La suite qui me vient sous la plume me facherait encore avec un nombre de personnes qui ne sont pas dans mes moyens à cette heure. Maintenant la campagne socialiste va entrer dans la phase où il s’agit de construire une opinion de gauche informée et motivée. J’éspère que ceux qui l’organisent au PS garderont la mémoire du vent de panique de cette semaine et du nom de ceux qui étaient déjà cachés sous la table avant même d’avoir reçu un seul coup de canon. Une campagne ne consiste pas à ramasser des voix comme les abbés d’ancien régime allaient à la messe dans leur "bénéfice" exotique, une fois par an, tondre leurs ouailles.

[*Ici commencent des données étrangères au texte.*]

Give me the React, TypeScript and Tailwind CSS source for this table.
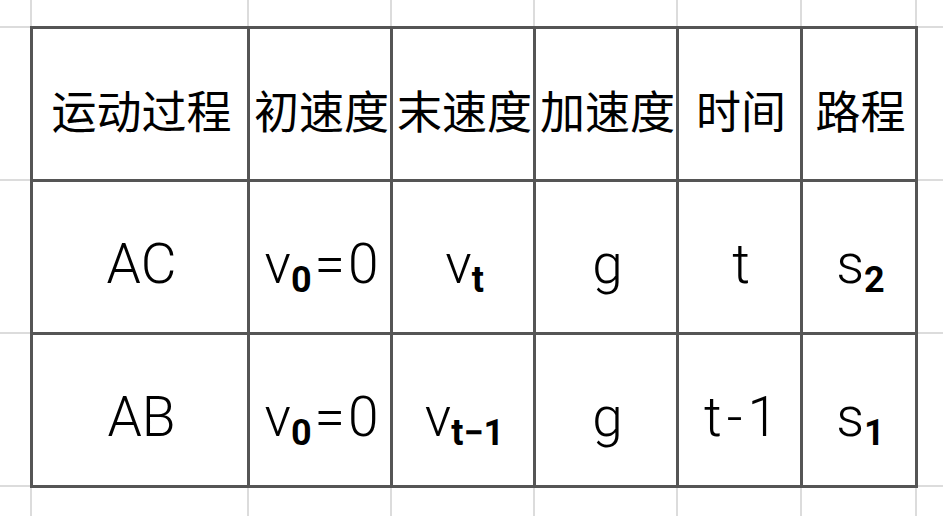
import type { ReactNode } from 'react';

const colWidths = ['w-[31px]', 'w-[217px]', 'w-[143px]', 'w-[143px]', 'w-[143px]', 'w-[124px]', 'w-[115px]', 'w-[27px]'];
const rowHeights = ['h-[27px]', 'h-[153px]', 'h-[153px]', 'h-[153px]', 'h-[30px]'];

const Sub = ({ children }: { children: ReactNode }) => (
  <sub className="text-[36px] font-bold">{children}</sub>
);

const header = ['运动过程', '初速度', '末速度', '加速度', '时间', '路程'];

const rows: ReactNode[][] = [
  [
    'AC',
    <>v<Sub>0</Sub><span className="px-[3px]">=</span>0</>,
    <>v<Sub>t</Sub></>,
    'g',
    't',
    <>s<Sub>2</Sub></>,
  ],
  [
    'AB',
    <>v<Sub>0</Sub><span className="px-[3px]">=</span>0</>,
    <>v<Sub>t−1</Sub></>,
    'g',
    <>t<span className="px-[5px]">-</span>1</>,
    <>s<Sub>1</Sub></>,
  ],
];

function cellClass(r: number, c: number) {
  const inTable = r >= 1 && r <= 3 && c >= 1 && c <= 6;
  const parts = [inTable ? 'border-[3px] border-[#555555]' : 'border-2 border-[#dcdcdc]'];
  if (r === 0) parts.push('border-t-0');
  if (r === 4) parts.push('border-b-0');
  if (c === 0) parts.push('border-l-0');
  if (c === 7) parts.push('border-r-0');
  return parts.join(' ');
}

export default function App() {
  const grid: ReactNode[][] = [
    Array(8).fill(null),
    [null, ...header, null],
    [null, ...rows[0], null],
    [null, ...rows[1], null],
    Array(8).fill(null),
  ];

  return (
    <div className="w-[943px] h-[516px] overflow-hidden bg-white">
      <table className="table-fixed border-collapse w-[943px] text-black">
        <colgroup>
          {colWidths.map((w, i) => (
            <col key={i} className={w} />
          ))}
        </colgroup>
        <tbody>
          {grid.map((row, r) => (
            <tr key={r} className={rowHeights[r]}>
              {row.map((content, c) => (
                <td key={c} className={`${cellClass(r, c)} p-0 text-center align-middle whitespace-nowrap`}>
                  {r === 1 ? (
                    <span className="block pt-3 pl-1 text-[45px] leading-none font-['Noto_Sans_CJK_SC',sans-serif]">
                      {content}
                    </span>
                  ) : r >= 2 && r <= 3 ? (
                    <span className="block pt-4 pl-1 text-[55px] leading-none font-light font-['Roboto',sans-serif]">
                      {content}
                    </span>
                  ) : null}
                </td>
              ))}
            </tr>
          ))}
        </tbody>
      </table>
    </div>
  );
}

A l’exception de la campagne de 1988 que nous avons mené au pas de course la baïonnette au fusil, toutes les autres présidentielles ont été menées sous une ample et constante mitraille. Jeudi la gauche sociale va sortir dans la rue. Puis nous allons avoir foule le 11 au meeting de Ségolène Royal. Le cahier des propositions sera sans aucun doute consistant. La gauche des gens simples n’aime pas l’ambiance d’assassinat médiatique contre elle. Les gens sont inquiets. Ils veulent donner un coup de main. Ils vont le faire. S’ils le font ils submergeront de nouveau tout ce que les appareillons auront prévu. Ce sera moment de fête. Mais aussitôt que Ségolène Royal va avoir parlé les adversaires vont se déchaîner. Il va pleuvoir de la boue. Les médias et les porte plume du fiel vont se "lacher" comme ils disent ! Donc attention. Gare à la vague de revers ! Les pleutres vont de nouveau avoir le tournis.

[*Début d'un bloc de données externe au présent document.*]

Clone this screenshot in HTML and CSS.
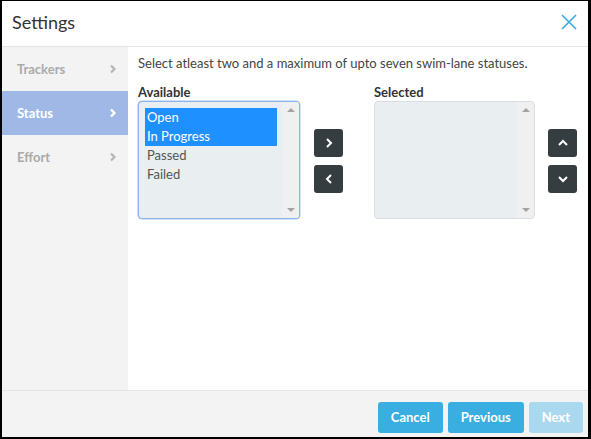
FILE: index.html
```html
<!DOCTYPE html>
<html>
<head>
<meta charset="utf-8">
<link rel="stylesheet" href="styles.css">
</head>
<body>
<div class="dialog">
  <div class="header">
    <div class="title">Settings</div>
    <svg class="close" width="16" height="16" viewBox="0 0 16 16"><path d="M1 1L15 15M15 1L1 15" stroke="#3aa8e0" stroke-width="1.6" fill="none"/></svg>
  </div>
  <div class="main">
    <div class="sidebar">
      <div class="nav-item"><span>Trackers</span><svg class="chev" width="8" height="10" viewBox="0 0 8 10"><path d="M2 1.5L5.5 5L2 8.5" stroke="currentColor" stroke-width="2.2" fill="none"/></svg></div>
      <div class="nav-item active"><span>Status</span><svg class="chev" width="8" height="10" viewBox="0 0 8 10"><path d="M2 1.5L5.5 5L2 8.5" stroke="currentColor" stroke-width="2.2" fill="none"/></svg></div>
      <div class="nav-item"><span>Effort</span><svg class="chev" width="8" height="10" viewBox="0 0 8 10"><path d="M2 1.5L5.5 5L2 8.5" stroke="currentColor" stroke-width="2.2" fill="none"/></svg></div>
    </div>
    <div class="content">
      <div class="intro">Select atleast two and a maximum of upto seven swim-lane statuses.</div>
      <div class="lists">
        <div class="col col-avail">
          <div class="label">Available</div>
          <div class="listbox focused">
            <div class="options">
              <div class="opt sel">Open</div>
              <div class="opt sel">In Progress</div>
              <div class="opt">Passed</div>
              <div class="opt">Failed</div>
            </div>
            <div class="scroll"><span class="up"></span><span class="down"></span></div>
          </div>
        </div>
        <div class="btns btns-mid">
          <div class="ibtn"><svg width="12" height="12" viewBox="0 0 12 12"><path d="M4 2L8 6L4 10" stroke="#fff" stroke-width="2" fill="none"/></svg></div>
          <div class="ibtn"><svg width="12" height="12" viewBox="0 0 12 12"><path d="M8 2L4 6L8 10" stroke="#fff" stroke-width="2" fill="none"/></svg></div>
        </div>
        <div class="col col-sel">
          <div class="label">Selected</div>
          <div class="listbox">
            <div class="options"></div>
            <div class="scroll"><span class="up"></span><span class="down"></span></div>
          </div>
        </div>
        <div class="btns btns-right">
          <div class="ibtn"><svg width="12" height="12" viewBox="0 0 12 12"><path d="M2 8L6 4L10 8" stroke="#fff" stroke-width="2" fill="none"/></svg></div>
          <div class="ibtn"><svg width="12" height="12" viewBox="0 0 12 12"><path d="M2 4L6 8L10 4" stroke="#fff" stroke-width="2" fill="none"/></svg></div>
        </div>
      </div>
    </div>
  </div>
  <div class="footer">
    <div class="btn">Cancel</div>
    <div class="btn">Previous</div>
    <div class="btn disabled">Next</div>
  </div>
</div>
</body>
</html>
```
FILE: styles.css
```css
html, body { margin: 0; padding: 0; }
body {
  background: #000;
  width: 591px;
  height: 439px;
  overflow: hidden;
  font-family: "Lato", "Open Sans", sans-serif;
}
.dialog {
  margin: 1px 3px 2px 2px;
  width: 586px;
  height: 436px;
  background: #fff;
  display: flex;
  flex-direction: column;
}
.header {
  height: 45px;
  border-bottom: 1px solid #e5e5e5;
  display: flex;
  align-items: center;
  justify-content: space-between;
  padding: 0 11px 0 10px;
}
.title {
  font-size: 18px;
  color: #333;
  margin-top: -4px;
}
.close { margin-top: -4px; }
.main {
  flex: 1;
  display: flex;
}
.sidebar {
  width: 126px;
  background: #f3f3f3;
}
.nav-item {
  height: 44px;
  display: flex;
  align-items: center;
  justify-content: space-between;
  padding: 0 11px 0 15px;
  color: #aaa;
  font-size: 13px;
  font-weight: bold;
}
.nav-item.active {
  background: #9fb8e5;
  color: #fff;
}
.chev { color: #b5b5b5; }
.nav-item.active .chev { color: #fff; }
.content {
  flex: 1;
  padding: 8px 0 0 10px;
  color: #444;
  font-size: 13px;
}
.intro { height: 29px; }
.lists { display: flex; align-items: flex-start; }
.label {
  font-weight: bold;
  color: #333;
  height: 17px;
}
.listbox {
  height: 116px;
  border: 1px solid #d8dfe3;
  border-radius: 4px;
  background: #e9eef0;
  display: flex;
  overflow: hidden;
}
.listbox.focused { border-color: #8ab4f0; box-shadow: 0 0 0 0.5px #a8c8f5; }
.col-avail .listbox { width: 160px; }
.col-sel .listbox { width: 159px; }
.options {
  flex: 1;
  padding: 6px 0 0 6px;
}
.opt {
  height: 19px;
  line-height: 19px;
  padding-left: 2px;
  color: #555;
  width: 130px;
}
.opt.sel { background: #1e90ff; color: #fff; }
.scroll {
  width: 17px;
  background: #f0f0f0;
  position: relative;
}
.up, .down {
  position: absolute;
  left: 5px;
  width: 0; height: 0;
  border-left: 4px solid transparent;
  border-right: 4px solid transparent;
}
.up { top: 6px; border-bottom: 4px solid #a3a3a3; }
.down { bottom: 6px; border-top: 4px solid #a3a3a3; }
.btns {
  display: flex;
  flex-direction: column;
  gap: 8px;
  margin-top: 45px;
}
.btns-mid { margin-left: 14px; margin-right: 31px; }
.btns-right { margin-left: 13px; }
.ibtn {
  width: 29px;
  height: 28px;
  background: #353d40;
  border-radius: 3px;
  display: flex;
  align-items: center;
  justify-content: center;
}
.footer {
  border-top: 1px solid #e3e3e3;
  background: #f3f3f3;
  display: flex;
  justify-content: flex-end;
  align-items: flex-start;
  gap: 5px;
  padding: 11px 5px 0 0;
  box-sizing: border-box;
  height: 47px;
}
.btn {
  height: 31px;
  line-height: 31px;
  padding: 0 13px;
  background: #3aaee0;
  color: #fff;
  border-radius: 3px;
  font-size: 13px;
  font-weight: bold;
}
.btn.disabled { background: #a9d8ef; }
```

Quand je me tourne vers mes autres camarades du non de gauche, je me rassure aussi en voyant la campagne sérieuse et pédagogique de Marie George Buffet en direction des secteurs les plus fragiles de l’opinion de gauche. Le papier de "l’Humanité" hier sur les quartiers miniers du Pas de Calais était un modèle de lucidité et d’énergie militante. Seuls les sectaires les plus bornés peuvent se réjouir de voir la candidate communiste enterrée vive dans le silence des médias au moment où elle fait ce travail indispensable ! Une autre chose que tout le monde devrait noter, car cela atteste des réserves de colère du pays, c’est le nombre de gens qui se déplacent pour assister à ses meetings. Et les têtes qui s’y trouvent ne sont pas celles qui viennent chez les autres. Peut-on faire sans eux ? Tant mieux s’ils se remobilisent.

Je crois qu’un bon militant socialiste (les autres ne sont pas exclus du tout) devrait aussi avoir à portée de main le programme des communistes pour le connaitre, dialoguer et dès fois (mais oui ça arrive aussi, vous le savez bien !) le donner à quelqu’un d’autre qu’il ne parvient pas à convaincre.

Voila ce que je crois : la campagne commence seulement. N’écoutez pas les blaireux médiatiquement conditionnés qui reniflent les trous d’air. C’était quoi en 1981 entre janvier et mars ? D’ailleurs le vieux était parti s’oxygéner en Chine fin février début mars ! C’est stupide de se faire dicter son rythme et son calendrier par les autres. La, on a pris un coup ? Entre l’explosion de l’autre gauche et les revers de Ségolène Royal la gauche a trébuché. Et alors ? Ca permet de sortir de l’euphorie nombriliste. Il y aura de multiples rebonds. La tâche des ces jours ci est de stopper le rouleau compresseur qui nous déferlait dessus. Les socialistes doivent faire leur travail et ils vont le faire. Mais l’autre gauche de même. A gauche, il faut un cessez le feu entre factions pour faire face, certes chacun de son côté mais tous dans le même sens.